DOERING: So it sounds like an amazing place. And I would love to visit if I could, although I'm not scuba certified. And I think even the best scuba divers can't go two miles deep, certainly. [LAUGHS] But, but I am, I am wondering, you know, with such a special place, a lot of the time we have to worry these days about, or we have to wonder these days, about how it'll be affected because of climate change. And you know, the oceans are warming, they're also absorbing a lot of the CO2 that we're putting into the atmosphere, so they're becoming more acidic. So I'm wondering what effect that might have on this wonderful ecosystem and Hudson Canyon?

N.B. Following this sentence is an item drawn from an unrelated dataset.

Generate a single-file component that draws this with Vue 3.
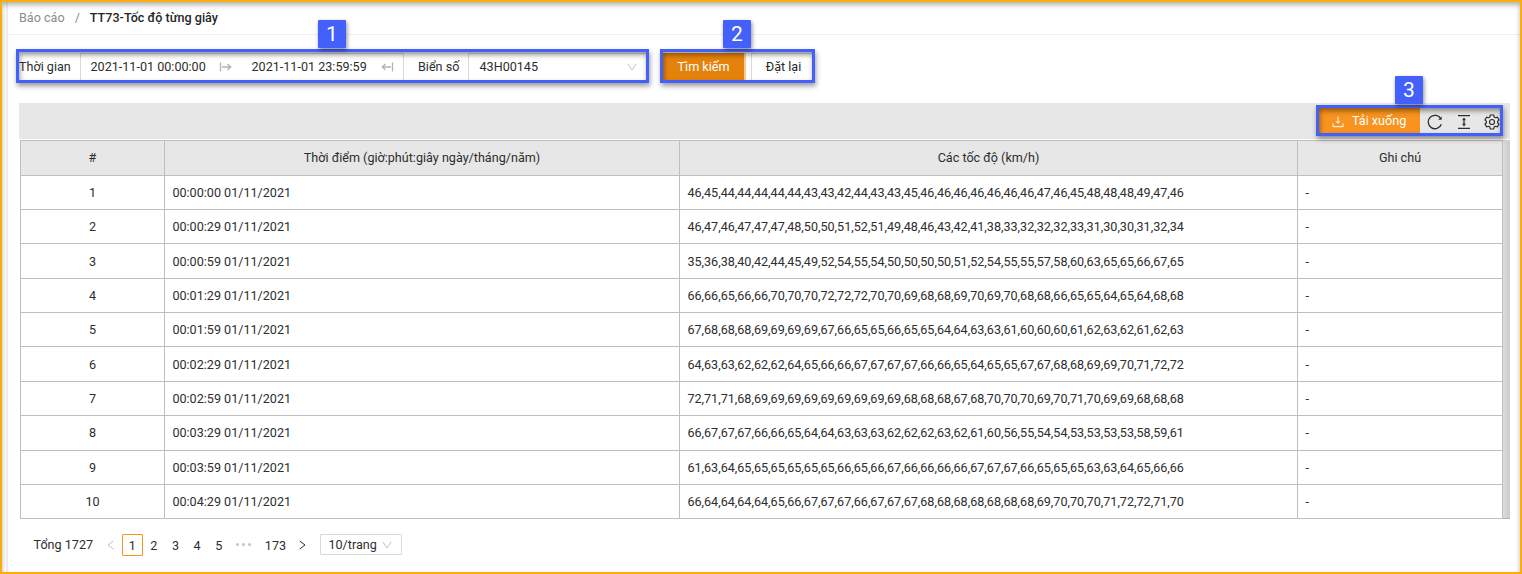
<script setup>
const rows = [
  ['00:00:00', '46,45,44,44,44,44,44,43,43,42,44,43,43,45,46,46,46,46,46,46,46,47,46,45,48,48,48,49,47,46'],
  ['00:00:29', '46,47,46,47,47,47,48,50,50,51,52,51,49,48,46,43,42,41,38,33,32,32,32,33,31,30,30,31,32,34'],
  ['00:00:59', '35,36,38,40,42,44,45,49,52,54,55,54,50,50,50,50,51,52,54,55,55,57,58,60,63,65,65,66,67,65'],
  ['00:01:29', '66,66,65,66,66,70,70,70,72,72,72,70,70,69,68,68,69,70,69,70,68,68,66,65,65,64,65,64,68,68'],
  ['00:01:59', '67,68,68,68,69,69,69,69,67,66,65,65,66,65,65,64,64,63,63,61,60,60,60,61,62,63,62,61,62,63'],
  ['00:02:29', '64,63,63,62,62,62,64,65,66,66,67,67,67,67,66,66,65,64,65,65,67,67,68,68,69,69,70,71,72,72'],
  ['00:02:59', '72,71,71,68,69,69,69,69,69,69,69,69,69,68,68,68,67,68,70,70,70,69,70,71,70,69,69,68,68,68'],
  ['00:03:29', '66,67,67,67,66,66,65,64,64,63,63,63,62,62,62,63,62,61,60,56,55,54,54,53,53,53,53,58,59,61'],
  ['00:03:59', '61,63,64,65,65,65,65,65,65,66,65,66,67,66,66,66,66,67,67,67,66,65,65,65,63,63,64,65,66,66'],
  ['00:04:29', '66,64,64,64,64,65,66,67,67,67,66,67,67,67,68,68,68,68,68,68,68,69,70,70,70,71,72,72,71,70'],
]
const headings = ['#', 'Thời điểm (giờ:phút:giây ngày/tháng/năm)', 'Các tốc độ (km/h)', 'Ghi chú']
</script>

<template>
  <div class="page">
    <header class="breadcrumb">
      <span class="crumb">Báo cáo</span><span class="slash">/</span><strong>TT73-Tốc độ từng giây</strong>
    </header>

    <div class="filters">
      <span class="label time-label">Thời gian</span>
      <div class="picker">
        <span class="date">2021-11-01 00:00:00</span>
        <svg class="arrow" viewBox="0 0 13 10"><path d="M1.5 0.5v9M3 5h8.5M8.5 2L11.7 5L8.5 8" /></svg>
        <span class="date end">2021-11-01 23:59:59</span>
        <svg class="arrow last" viewBox="0 0 13 10"><path d="M11.5 0.5v9M10 5H1.5M4.5 2L1.3 5L4.5 8" /></svg>
      </div>
      <span class="label plate-label">Biển số</span>
      <div class="select">
        <span>43H00145</span>
        <svg class="chevron" viewBox="0 0 10 8"><path d="M0.8 0.8L5 7L9.2 0.8" /></svg>
      </div>
      <button class="btn primary">Tìm kiếm</button>
      <button class="btn reset">Đặt lại</button>
    </div>

    <section class="panel">
      <div class="toolbar">
        <button class="download">
          <svg viewBox="0 0 12 12"><path d="M6 0.5v6.6M4 5.2L6 7.3L8 5.2M1 7.5v3.2h10V7.5" /></svg>
          <span>Tải xuống</span>
        </button>
        <svg class="tool reload" viewBox="0 0 16 16"><path d="M13.9 4.9A6.7 6.7 0 1 0 14.3 10.2" /><path d="M14.6 2.4v3.3h-3.4z" class="solid" /></svg>
        <svg class="tool height" viewBox="0 0 14 14"><path d="M1 .6h12M1 13.4h12M7 4v6" /><path d="M7 2.5l2 2.7H5zM7 11.5l2-2.7H5z" class="solid" /></svg>
        <svg class="tool gear" viewBox="0 0 16 16"><path d="M6.3 1h3.4l.5 2 1.2.7 2-.6L15 6l-1.4 1.4v1.3L15 10l-1.6 2.9-2-.6-1.2.7-.5 2H6.3l-.5-2-1.2-.7-2 .6L1 10l1.4-1.3V7.4L1 6l1.6-2.9 2 .6L5.8 3z" /><circle cx="8" cy="8" r="2.5" /></svg>
      </div>
      <div class="table-wrap">
        <div class="table">
          <div class="row head">
            <div v-for="h in headings" :key="h" class="cell">{{ h }}</div>
          </div>
          <div class="body">
            <div v-for="(r, i) in rows" :key="r[0]" class="row">
              <div class="cell index">{{ i + 1 }}</div>
              <div class="cell">{{ r[0] }} 01/11/2021</div>
              <div class="cell">{{ r[1] }}</div>
              <div class="cell">-</div>
            </div>
          </div>
        </div>
        <div class="gutter"></div>
      </div>
    </section>

    <nav class="pagination">
      <span class="total">Tổng 1727</span>
      <svg class="nav prev" viewBox="0 0 7 10"><path d="M6.3 1L1 5l5.3 4" /></svg>
      <span class="num active">1</span>
      <span v-for="n in [2, 3, 4, 5]" :key="n" class="num">{{ n }}</span>
      <span class="dots"><i></i><i></i><i></i></span>
      <span class="num wide">173</span>
      <svg class="nav next" viewBox="0 0 7 10"><path d="M.7 1L6 5L.7 9" /></svg>
      <div class="size">
        <span>10/trang</span>
        <svg class="chevron" viewBox="0 0 10 8"><path d="M0.8 0.8L5 7L9.2 0.8" /></svg>
      </div>
    </nav>

    <div class="mark m1"></div><div class="badge b1">1</div>
    <div class="mark m2"></div><div class="badge b2">2</div>
    <div class="mark m3"></div><div class="badge b3">3</div>
    <div class="frame"></div>
  </div>
</template>

<style>
body { margin: 0; background: #fff; }
</style>

<style scoped>
.page {
  position: relative; box-sizing: border-box; width: 1522px; height: 574px; overflow: hidden;
  padding-left: 7px; background: #fff; color: #2e2e2e;
  font-family: Roboto, sans-serif; font-size: 12.6px;
}
.page::before { content: ""; position: absolute; left: 6px; top: 2px; width: 2px; height: 570px; background: #ededed; }
.page * { box-sizing: border-box; }
svg { display: block; fill: none; stroke: currentColor; flex: none; }
button { font: inherit; border: 0; margin: 0; padding: 0; }
.breadcrumb { height: 35px; margin-left: 1px; padding-left: 11px; border-bottom: 1px solid #f0f0f0; line-height: 35px; white-space: nowrap; }
.crumb, .slash { color: #8c8c8c; }
.slash { margin: 0 10px; }
.breadcrumb strong { font-weight: 500; color: #262626; }

.filters { display: flex; height: 29px; margin: 18px 0 0 12px; align-items: center; white-space: nowrap; line-height: 26px; }
.label { height: 28px; }
.time-label { width: 61px; }
.picker { display: flex; align-items: center; width: 324px; height: 29px; border: 1px solid #d9d9d9; padding: 0 0 1px 9.5px; }
.date { width: 128px; }
.date.end { width: 128px; margin-left: 20px; }
.arrow { width: 13px; height: 10px; color: #b3b3b3; stroke-width: 1.3; }
.arrow.last { margin-left: 1px; }
.plate-label { width: 64px; padding-left: 14px; }
.select { display: flex; align-items: center; justify-content: space-between; width: 179px; height: 29px; border: 1px solid #d9d9d9; padding: 0 9px 1px 10.5px; }
.chevron { width: 10px; height: 8px; color: #bfbfbf; }
.btn { height: 29px; line-height: 27px; padding-bottom: 2px; }
.primary { width: 84px; margin-left: 15px; background: #e5820b; color: #fff; border-right: 2px solid #f6c999; padding-left: 1px; }
.reset { width: 63px; margin-left: 5px; background: #fff; border: 1px solid #d9d9d9; color: #262626; padding-left: 2px; line-height: 25px; }

.panel { width: 1491px; margin: 21px 0 0 12px; }
.toolbar { display: flex; align-items: center; height: 36px; background: #e7e7e7; justify-content: flex-end; padding-right: 10px; }
.download { display: flex; align-items: center; width: 103px; height: 29px; margin-top: -2px; background: #f7931e; color: #fff; padding-left: 15px; }
.download svg { width: 12px; height: 12px; margin-top: 3px; }
.download span { margin-left: 8px; }
.tool { margin-top: 2px; }
.reload { width: 16px; height: 16px; margin-left: 7px; stroke-width: 1.3; }
.height { width: 14px; height: 14px; margin-left: 14px; stroke-width: 1.2; }
.gear { width: 16px; height: 16px; margin-left: 13px; stroke-width: 1.2; }
.solid { fill: currentColor; stroke: none; }
.table-wrap { display: flex; margin: 1px 0 0 1px; }
.table { width: 1483px; border: 1px solid #bfbfbf; border-bottom: 0; }
.row { display: grid; grid-template-columns: 144px 515px 618px 204px; height: 34px; border-bottom: 1px solid #bfbfbf; }
.body .row:nth-child(3), .body .row:nth-child(6), .body .row:nth-child(8) { height: 35px; }
.cell { display: flex; align-items: center; padding-left: 7.4px; border-right: 1px solid #bfbfbf; white-space: nowrap; }
.cell:last-child { border-right: 0; }
.index, .head .cell { justify-content: center; padding-left: 0; }
.head { height: 35px; background: #e7e7e7; }
.head .cell, .body .row:nth-child(8) .cell { padding-bottom: 2px; }
.gutter { width: 7px; background: linear-gradient(90deg, #dcdcdc, #cacaca); border-bottom: 1px solid #b4b4b4; }

.pagination { display: flex; align-items: center; height: 22px; margin: 15px 0 0 26.5px; line-height: 20px; }
.total { width: 73px; }
.nav { width: 7px; height: 10px; }
.prev { color: #bfbfbf; }
.num { width: 21.6px; height: 22px; text-align: center; line-height: 23px; flex: none; }
.num.active { margin-left: 8px; border: 1px solid #f7931e; border-radius: 1px; line-height: 21px; }
.dots { display: flex; gap: 3px; margin: -2px 0 0 7px; }
.dots i { width: 3px; height: 3px; border-radius: 50%; background: #c4c4c4; }
.num.wide { margin-left: 12px; width: 24px; }
.next { margin-left: 12px; }
.size { display: flex; align-items: center; justify-content: space-between; width: 82px; height: 21px; margin: -1px 0 0 14px; border: 1px solid #d9d9d9; border-radius: 1px; padding: 0 9px 0 7px; }

.mark { position: absolute; border: 3px solid #4360fb; box-shadow: 1px 3px 5px rgba(0,0,0,.4), inset 1px 3px 5px rgba(0,0,0,.4); }
.m1 { left: 16px; top: 49px; width: 633px; height: 34px; }
.m2 { left: 660px; top: 49px; width: 155px; height: 34px; }
.m3 { left: 1316px; top: 105px; width: 187px; height: 31px; }
.badge { position: absolute; width: 28px; height: 28px; background: #4360fb; color: #fff; font-size: 21px; line-height: 29px; text-align: center; box-shadow: 1px 2px 4px rgba(0,0,0,.45); border-radius: 1px; }
.b1 { left: 318px; top: 20px; }
.b2 { left: 723px; top: 20px; }
.b3 { left: 1395px; top: 76px; }
.frame { position: absolute; inset: 0; border: 2px solid #fbae0b; box-shadow: inset 0 3px 5px rgba(0,0,0,.3); pointer-events: none; }
</style>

CAMHI: Well, you're asking a very interesting question: How will climate change and warming oceans affect special places like deep sea canyons? And there's still a lot of uncertainty about that. We know it will have an impact, we're already seeing shifts in the distribution of species that occur in and around the canyon near the surface as the waters get warmer, right? A lot of our more southern species are starting to move northward as waters warm up. In addition, we know that warming can change the acidity of these ecosystems, it can change the amount of oxygen that's in the water, and that changes the dynamics of currents and upwelling etcetera in these canyons. How that's going to affect our wildlife, we don't really know. And one of the reasons we're really keen about having a National Marine Sanctuary here in Hudson Canyon, is because oftentimes, sanctuaries serve as, can serve as sentinel sites. They attract research and exploration and can actually help establish long term ecological monitoring there that will help us understand what the impacts are on deep sea ecosystems, and even how they will affect the resilience of coastal species and coastal communities by looking at those incremental changes and monitoring them over time. So that's one of the reasons we are really happy to see the government support the National Marine Sanctuary here, we're hoping it'll establish a long-term monitoring sentinel site.
CURWOOD: Merry Camhi, director of the New York Seascape at the Wildlife Conservation Society, speaking with Living on Earth’s Jenni Doering.